I understand that the social sciences has it’s own lingo, but I really wish their writing could be more accessible.
 
The following intro to ME/CFS might be useful. Line breaks added.

——————

Suspected virally-mediated cases of ME/CFS (under a variety of diagnostic labels) can be traced back to at least the 1930s, with the diagnosis of ‘ME’ being classified by the World Health Organisation as a neurological (biomedical) condition in 1969 (see Kennedy Citation2012; Wendell Citation1996).

This diagnostic entity was re-constructed as ‘mass hysteria’ by two male psychiatrists, with the gender-stereotyped rationale that most patients experiencing symptoms in a high-profile outbreak (at London’s Royal Free Hospital) were women.

Further oppression of people with ME/CFS followed in the late 1980s and early 1990s, notably associated with a group of influential, elite UK psy actors who re-constituted ME as ‘CFS’.

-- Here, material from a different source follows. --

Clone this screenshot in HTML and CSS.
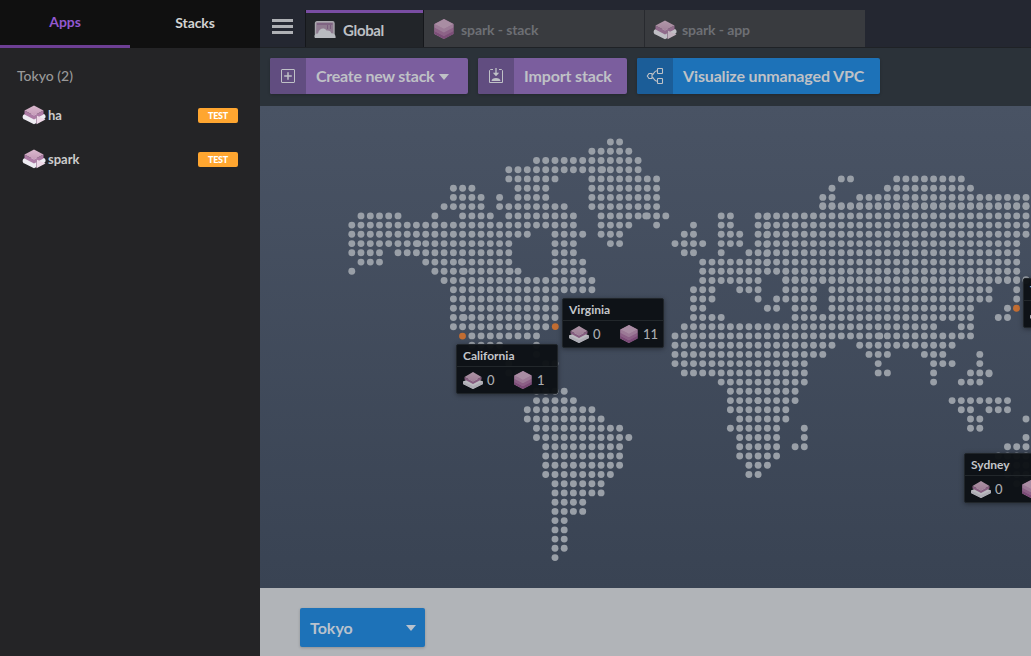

This change of nomenclature accompanied the promotion of a particular variant of biopsychosocial framework and a narrative of psychological perpetuation that has become dominant within and beyond the UK.

More precisely, biopsychosocial discourse constitutes ME/CFS as perpetuated by ‘maladaptive’ psychology that is potentially recoverable through psychosocial (cognitive-behaviourally inspired) interventions developed by biopsychosocial proponents (Kennedy Citation2012).

A ‘paradigm conflict’ dynamic has thus arisen in knowledge-producing spaces, whereby biomedical and biopsychosocial frameworks compete (see Hughes, Lubet, and Tuller Citation2023).
 
I understand that the social sciences has it’s own lingo, but I really wish their writing could be more accessible.
Quite funny given they have accessible tools to be able to listen to the article. But then use language to make it quite inaccessible. While talking about how the perspectives of some are excluded.
 
Unfortunately it seems in order to get published in sociology journals you have to use the jargon.

Joanne Hunt has written several other articles which you can find using the tag of her name at the top of this thread.

This also links to a thread about her blog, Healthcare Hubris, which is written in much clearer language and I remember being very good. I have just tried accessing it and it now has a sign in process, and you have to wait to be accepted, which I have done.
 
Thanks @Trish Good to know.

It felt like the intention was good but I got quickly lost. I say this as a child of someone with a PhD in the social sciences! I understand the need for specialist language to be specific or if describing something new, but sometimes (in all fields to be fair) it just seems unnecessary and a barrier for a wider audience.
 
This also links to a thread about her blog, Healthcare Hubris, which is written in much clearer language and I remember being very good. I have just tried accessing it and it now has a sign in process, and you have to wait to be accepted, which I have done.

I have been trying to access her blog for a couple of weeks and have not had a response to my sign-up, or my tweet or direct messages to both accounts on Twitx and still don't have access, somewhat frustratingly.
 
ME Research UK:

Joanne Hunt – a researcher at Uppsala Universitet in Sweden and “person with severe ME/CFS”, has written an article highlighting that the lack of attention given to inequalities between different groups of people with ME/CFS – “intra-community inequalities”, for example, between people with the disease who are from different ethnic groups, may lead to the realities of those in minority groups being erased or misrepresented.